Firstly, Vladimir is not considered by all as a man that should be too highly praised. Yes, he may have achieved much as head of state, but he did so through violence and ruthlessness. It may seem that ruling with threats and bloody military campaigns is part and parcel of a middle age reign, but perhaps 2016 is a bit too late in the day to be remembering Vladimir whilst ignoring his flaws. According to some sources, Vladimir maintained not only strict control over his kingdom, but also over his 800-odd concubines and numerous wives. Many would be quick to brush aside this trivia as yet another “sign of the times”, yet I can’t help but question whether this is an acceptable attitude anymore. Once upon a time, the patriarchy would have perhaps congratulated him on such effective time management and so-called “pulling power” (and alas perhaps still would even now), but the patriarchy of today deems these aspects of Vladimir as irrelevant in comparison to his “noble” character and high achievements in other spheres (where have I seen examples of that recently?). But this is not even the most controversial statue to have been built in honour of arguable tyrants in Russia of late: last month a statue was erected in Oryol depicting Ivan the Terrible and recently even Stalin has been making reappearances across the country in stone.

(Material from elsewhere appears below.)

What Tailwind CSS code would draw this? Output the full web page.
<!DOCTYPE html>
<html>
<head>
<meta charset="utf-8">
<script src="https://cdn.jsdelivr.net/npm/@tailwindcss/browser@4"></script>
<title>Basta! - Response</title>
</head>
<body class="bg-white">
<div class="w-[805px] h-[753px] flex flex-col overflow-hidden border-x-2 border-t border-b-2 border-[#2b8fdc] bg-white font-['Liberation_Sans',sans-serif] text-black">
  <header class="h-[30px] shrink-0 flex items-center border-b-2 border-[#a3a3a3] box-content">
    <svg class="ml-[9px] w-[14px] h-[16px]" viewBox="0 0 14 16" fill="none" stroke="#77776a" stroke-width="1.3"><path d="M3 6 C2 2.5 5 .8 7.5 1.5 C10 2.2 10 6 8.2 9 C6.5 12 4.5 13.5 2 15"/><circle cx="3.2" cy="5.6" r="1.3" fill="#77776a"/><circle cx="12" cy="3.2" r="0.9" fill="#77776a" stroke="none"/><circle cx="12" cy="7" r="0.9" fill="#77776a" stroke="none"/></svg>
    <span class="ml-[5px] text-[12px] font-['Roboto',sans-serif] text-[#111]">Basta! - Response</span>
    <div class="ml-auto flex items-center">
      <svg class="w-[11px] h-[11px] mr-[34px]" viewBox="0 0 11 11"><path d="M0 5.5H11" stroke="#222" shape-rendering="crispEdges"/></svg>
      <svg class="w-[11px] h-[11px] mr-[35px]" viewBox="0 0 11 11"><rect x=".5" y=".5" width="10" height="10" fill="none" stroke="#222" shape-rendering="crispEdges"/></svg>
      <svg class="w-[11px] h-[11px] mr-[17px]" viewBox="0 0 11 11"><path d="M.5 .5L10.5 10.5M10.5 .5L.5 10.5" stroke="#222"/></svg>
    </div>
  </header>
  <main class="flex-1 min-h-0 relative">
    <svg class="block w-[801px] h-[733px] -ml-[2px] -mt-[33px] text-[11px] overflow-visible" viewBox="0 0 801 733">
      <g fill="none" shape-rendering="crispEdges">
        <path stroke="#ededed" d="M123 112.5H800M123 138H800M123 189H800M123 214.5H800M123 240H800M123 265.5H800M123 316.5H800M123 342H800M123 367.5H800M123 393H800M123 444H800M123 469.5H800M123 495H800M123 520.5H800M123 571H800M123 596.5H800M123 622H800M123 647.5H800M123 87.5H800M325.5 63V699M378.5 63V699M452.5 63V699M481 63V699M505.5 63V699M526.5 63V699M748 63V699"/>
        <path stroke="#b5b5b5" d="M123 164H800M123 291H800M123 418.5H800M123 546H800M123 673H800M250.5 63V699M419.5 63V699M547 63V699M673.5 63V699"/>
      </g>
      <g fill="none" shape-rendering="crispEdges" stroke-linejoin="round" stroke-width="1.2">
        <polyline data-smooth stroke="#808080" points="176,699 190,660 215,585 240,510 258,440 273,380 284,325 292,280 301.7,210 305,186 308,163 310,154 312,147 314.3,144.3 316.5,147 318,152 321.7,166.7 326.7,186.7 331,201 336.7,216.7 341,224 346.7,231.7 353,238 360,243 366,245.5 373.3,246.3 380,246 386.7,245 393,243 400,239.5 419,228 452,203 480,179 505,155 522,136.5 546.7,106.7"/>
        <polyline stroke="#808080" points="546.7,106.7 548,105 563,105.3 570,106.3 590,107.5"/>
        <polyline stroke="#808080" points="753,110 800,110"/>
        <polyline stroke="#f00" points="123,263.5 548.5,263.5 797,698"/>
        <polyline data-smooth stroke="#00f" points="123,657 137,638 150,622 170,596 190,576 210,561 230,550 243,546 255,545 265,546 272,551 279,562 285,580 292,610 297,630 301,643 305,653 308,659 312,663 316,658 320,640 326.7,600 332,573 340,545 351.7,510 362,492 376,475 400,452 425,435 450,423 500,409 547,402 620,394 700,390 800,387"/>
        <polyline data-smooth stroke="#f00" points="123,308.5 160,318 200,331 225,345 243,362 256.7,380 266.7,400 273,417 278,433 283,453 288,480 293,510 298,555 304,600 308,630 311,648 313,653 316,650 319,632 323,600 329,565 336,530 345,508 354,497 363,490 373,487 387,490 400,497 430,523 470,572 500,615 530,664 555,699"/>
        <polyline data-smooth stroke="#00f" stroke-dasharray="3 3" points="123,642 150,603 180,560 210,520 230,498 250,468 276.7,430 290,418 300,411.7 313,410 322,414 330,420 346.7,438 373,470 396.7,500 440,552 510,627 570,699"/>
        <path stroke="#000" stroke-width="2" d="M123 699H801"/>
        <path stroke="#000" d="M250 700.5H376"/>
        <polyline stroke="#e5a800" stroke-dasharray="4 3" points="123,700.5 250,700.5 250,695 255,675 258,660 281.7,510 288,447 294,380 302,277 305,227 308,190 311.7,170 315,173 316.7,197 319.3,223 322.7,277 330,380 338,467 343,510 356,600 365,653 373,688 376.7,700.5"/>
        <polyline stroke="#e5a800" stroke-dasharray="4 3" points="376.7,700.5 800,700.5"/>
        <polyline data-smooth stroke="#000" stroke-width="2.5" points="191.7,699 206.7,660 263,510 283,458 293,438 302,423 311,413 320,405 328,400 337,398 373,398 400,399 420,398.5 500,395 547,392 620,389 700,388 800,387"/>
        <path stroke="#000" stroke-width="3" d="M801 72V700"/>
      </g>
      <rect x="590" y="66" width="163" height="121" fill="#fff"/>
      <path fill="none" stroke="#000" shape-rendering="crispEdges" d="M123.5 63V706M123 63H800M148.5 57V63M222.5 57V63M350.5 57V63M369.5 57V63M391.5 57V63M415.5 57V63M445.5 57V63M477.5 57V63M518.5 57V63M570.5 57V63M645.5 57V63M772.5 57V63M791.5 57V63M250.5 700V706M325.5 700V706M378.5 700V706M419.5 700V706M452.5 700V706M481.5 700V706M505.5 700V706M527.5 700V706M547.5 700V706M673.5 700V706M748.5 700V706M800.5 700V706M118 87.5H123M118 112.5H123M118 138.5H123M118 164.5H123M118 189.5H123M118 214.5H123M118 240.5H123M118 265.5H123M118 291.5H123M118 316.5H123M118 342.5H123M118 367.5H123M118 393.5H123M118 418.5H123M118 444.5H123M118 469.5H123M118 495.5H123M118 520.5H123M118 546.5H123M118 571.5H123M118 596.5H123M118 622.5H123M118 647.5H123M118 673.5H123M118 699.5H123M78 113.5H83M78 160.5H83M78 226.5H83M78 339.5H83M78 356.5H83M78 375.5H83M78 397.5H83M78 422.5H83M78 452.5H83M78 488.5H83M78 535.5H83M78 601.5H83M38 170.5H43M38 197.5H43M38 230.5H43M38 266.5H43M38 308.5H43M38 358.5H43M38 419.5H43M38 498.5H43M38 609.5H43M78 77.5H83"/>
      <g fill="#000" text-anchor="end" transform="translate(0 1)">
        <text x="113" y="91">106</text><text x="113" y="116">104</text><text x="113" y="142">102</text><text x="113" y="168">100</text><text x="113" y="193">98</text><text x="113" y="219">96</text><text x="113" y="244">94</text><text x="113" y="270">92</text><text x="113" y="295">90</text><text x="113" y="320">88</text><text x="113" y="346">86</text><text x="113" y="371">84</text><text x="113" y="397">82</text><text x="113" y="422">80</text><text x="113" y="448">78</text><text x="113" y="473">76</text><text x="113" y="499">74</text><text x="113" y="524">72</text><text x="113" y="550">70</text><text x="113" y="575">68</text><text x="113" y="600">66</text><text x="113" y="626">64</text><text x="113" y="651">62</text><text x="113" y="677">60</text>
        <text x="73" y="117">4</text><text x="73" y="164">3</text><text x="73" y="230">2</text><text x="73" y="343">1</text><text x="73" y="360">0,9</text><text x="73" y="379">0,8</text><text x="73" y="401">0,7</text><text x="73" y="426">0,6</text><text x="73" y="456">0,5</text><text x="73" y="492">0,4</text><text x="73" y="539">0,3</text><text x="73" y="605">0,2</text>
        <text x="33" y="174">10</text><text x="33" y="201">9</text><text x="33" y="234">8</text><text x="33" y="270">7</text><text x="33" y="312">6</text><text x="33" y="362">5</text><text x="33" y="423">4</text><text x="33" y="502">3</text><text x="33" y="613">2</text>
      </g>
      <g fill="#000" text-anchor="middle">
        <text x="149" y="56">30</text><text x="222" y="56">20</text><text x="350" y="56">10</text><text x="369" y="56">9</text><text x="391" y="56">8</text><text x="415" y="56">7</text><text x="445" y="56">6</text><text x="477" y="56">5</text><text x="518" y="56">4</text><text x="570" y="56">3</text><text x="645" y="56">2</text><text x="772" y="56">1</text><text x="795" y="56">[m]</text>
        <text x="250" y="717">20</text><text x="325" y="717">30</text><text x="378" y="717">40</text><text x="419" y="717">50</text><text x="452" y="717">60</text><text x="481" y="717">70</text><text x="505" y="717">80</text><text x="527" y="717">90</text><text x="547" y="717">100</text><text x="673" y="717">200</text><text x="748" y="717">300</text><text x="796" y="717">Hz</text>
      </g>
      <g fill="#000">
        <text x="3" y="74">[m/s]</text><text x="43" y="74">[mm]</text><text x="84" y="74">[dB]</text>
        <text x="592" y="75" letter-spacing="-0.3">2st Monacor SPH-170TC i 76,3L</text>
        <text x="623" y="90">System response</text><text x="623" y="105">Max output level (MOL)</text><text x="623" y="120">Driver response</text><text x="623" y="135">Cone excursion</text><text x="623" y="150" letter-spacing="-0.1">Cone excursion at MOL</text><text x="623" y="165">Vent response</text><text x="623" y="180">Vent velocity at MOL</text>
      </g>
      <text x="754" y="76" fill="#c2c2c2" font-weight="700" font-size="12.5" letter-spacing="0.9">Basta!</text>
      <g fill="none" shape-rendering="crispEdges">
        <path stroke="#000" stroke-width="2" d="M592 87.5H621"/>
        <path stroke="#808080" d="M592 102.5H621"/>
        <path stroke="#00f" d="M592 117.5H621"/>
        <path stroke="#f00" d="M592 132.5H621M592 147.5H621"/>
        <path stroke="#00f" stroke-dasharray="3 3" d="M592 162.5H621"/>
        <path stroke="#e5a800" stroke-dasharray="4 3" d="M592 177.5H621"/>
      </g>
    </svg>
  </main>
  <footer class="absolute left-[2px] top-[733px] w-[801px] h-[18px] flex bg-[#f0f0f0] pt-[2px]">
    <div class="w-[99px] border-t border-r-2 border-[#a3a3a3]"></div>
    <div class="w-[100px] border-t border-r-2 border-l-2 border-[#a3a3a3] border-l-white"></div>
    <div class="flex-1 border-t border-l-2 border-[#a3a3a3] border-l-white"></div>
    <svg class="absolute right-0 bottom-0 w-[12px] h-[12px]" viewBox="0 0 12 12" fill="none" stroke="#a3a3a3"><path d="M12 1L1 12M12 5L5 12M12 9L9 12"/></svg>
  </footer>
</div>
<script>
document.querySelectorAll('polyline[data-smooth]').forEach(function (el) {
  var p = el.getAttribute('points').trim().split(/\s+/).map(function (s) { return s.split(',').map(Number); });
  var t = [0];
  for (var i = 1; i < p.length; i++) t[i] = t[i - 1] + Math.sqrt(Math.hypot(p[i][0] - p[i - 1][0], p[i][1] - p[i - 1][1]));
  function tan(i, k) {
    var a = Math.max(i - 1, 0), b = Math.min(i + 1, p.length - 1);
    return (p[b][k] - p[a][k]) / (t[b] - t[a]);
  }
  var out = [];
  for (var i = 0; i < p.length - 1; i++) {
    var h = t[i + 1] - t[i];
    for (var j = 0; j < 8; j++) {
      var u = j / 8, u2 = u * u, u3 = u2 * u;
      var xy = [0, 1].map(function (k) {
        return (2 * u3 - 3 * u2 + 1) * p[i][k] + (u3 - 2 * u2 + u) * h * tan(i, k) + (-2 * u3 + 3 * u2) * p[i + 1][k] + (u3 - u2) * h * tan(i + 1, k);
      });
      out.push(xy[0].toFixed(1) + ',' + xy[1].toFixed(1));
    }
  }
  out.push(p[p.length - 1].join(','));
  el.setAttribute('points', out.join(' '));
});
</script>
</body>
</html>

Arguably tyrannical rule aside, Vladimir is undeniably the ultimate symbol of Orthodox Christianity in Russia, and the plonking of a 17.5 metre statue next to the Kremlin says a lot about the position of religion in the country. Vladimir chose Christianity of the Eastern variety as his preferred religion sometime in the year 987, his envoys having been impressed by Constantinople’s welcome and presentation. He went from passionate pagan to devoted Christian after what The Primary Chronicle seems to describe as a sort of middle-ages Blind Date: the holy matchmakers presented Vladimir with information about various religions whose capitals they visited, and he picks his favourite to become madly passionate about without having met with it himself. This rather capricious (or so it seems to me) way of choosing a state religion indeed formed the basis of much of Russian culture and history, but this aside, it is very telling that the current state approved such a religiously symbolic, ahem, erection. In a time when many other states are tackling the big issues, such as LGBTQ+ and women’s rights, it seems that here, conservatism is king.

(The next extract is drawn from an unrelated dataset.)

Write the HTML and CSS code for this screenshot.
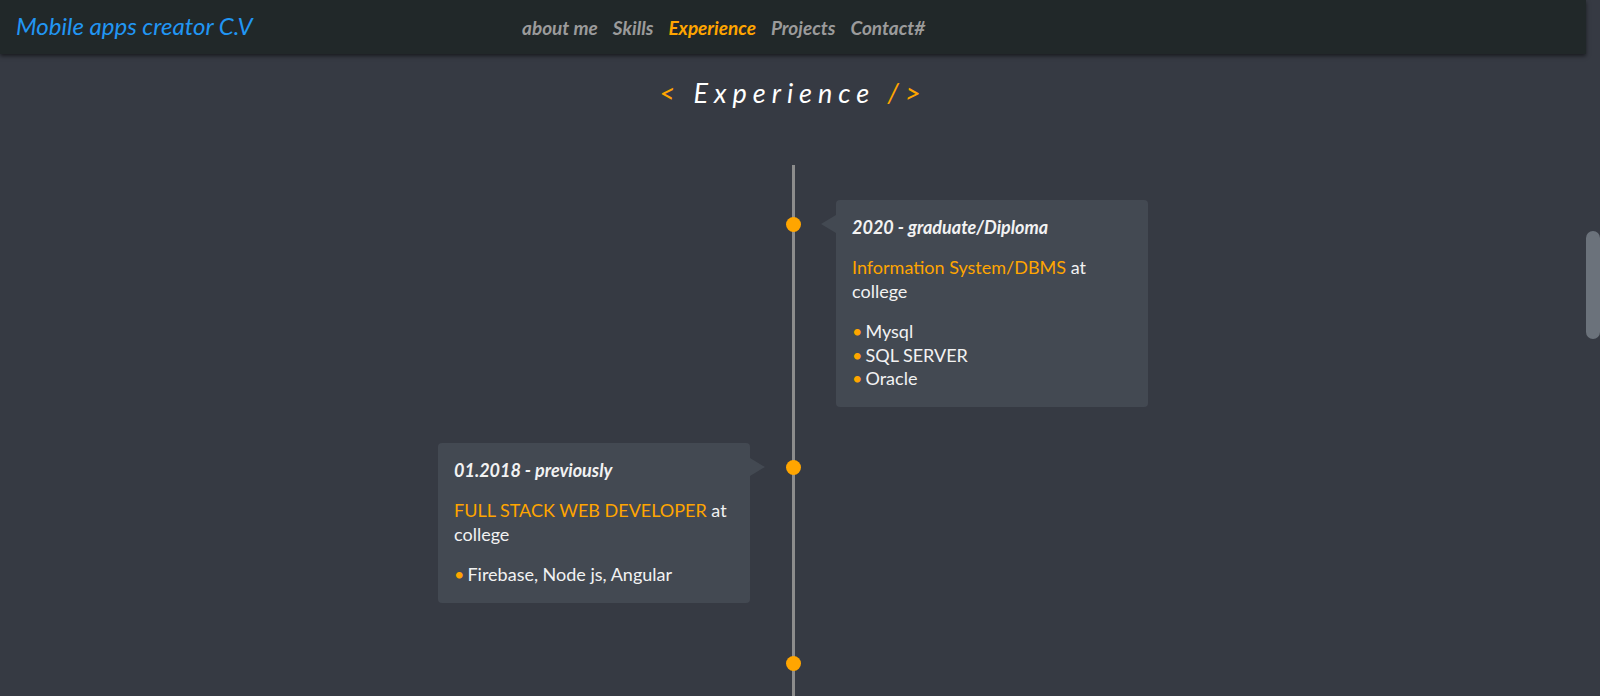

Where would be the best place for Vlad?
Okay so Vlad doesn’t necessarily have all the right credentials or symbolic potency to justify his figure being enlarged and stuck to a plinth near the Kremlin walls in 2016. I mean, he didn’t even really technically have anything to do with Moscow as the city was only mentioned for the first time some century or so after his death. Novgorod, where he was once Prince, would have been a much more accurate place for the statue on Russian territory. Furthermore, his construction has been a controversial topic amongst Muscovites for other reasons: the original plan was to put him up on the viewing point of Sparrow Hills, but an online petition was signed by tens of thousands of locals claiming he would ruin the architectural ensemble already established there. Though it may not have been the petition that led to his new location, as construction experts who were concerned that the hill could not support his weight and feared an eventual landslide rightly voiced their concern. The new spot on Borovitskaya Square (Боровицкая площадь) was selected by Muscovites from a choice of three central locations, but the final choice was disputed by UNESCO, who warned that such a change to the landscape of the area surrounding the Kremlin could lead to the historical fortress being removed from their World Heritage Site list. The plans for the statue therefore were altered: he now stands at a mere, though actually still rather mighty, 17.5m (without his pedestal), as opposed to the planned 24m. The Prince even came a year late to the Russian capital, as he was originally supposed to be revealed on 4th November 2015, the Knyaz’s millennium celebration.
So if he has caused so many problems and controversies, why on earth was he built? Well you can’t deny that he is attracting attention. When I visited today, a sizeable group of people had come to see the monument, though my chief concern is his positioning on a busy and main junction… we do not want to be turning the heads of drivers now, do we? He is impressive. He is beautifully made and detailed. He is a little bit scary. He is also not the only Vladimir in the vicinity. Many critics and journalists have long ago made this comparison, and who knows, maybe Vladimir Vladimirovich likes to look out over the walls of the Kremlin and imagine he sees a bit of himself in that powerful, resolute, memorable man. Maybe this is his big tongue-in-cheek addition to the central Moscow cityscape – heck, he even got Patriarch Kirill to bless it! Or maybe it is just another statue: money was spent and selfies will be made, and the whole thing has been blown way out of proportion. Well, Vladimir the Great has been at least, though whether in size or stature remains unclear.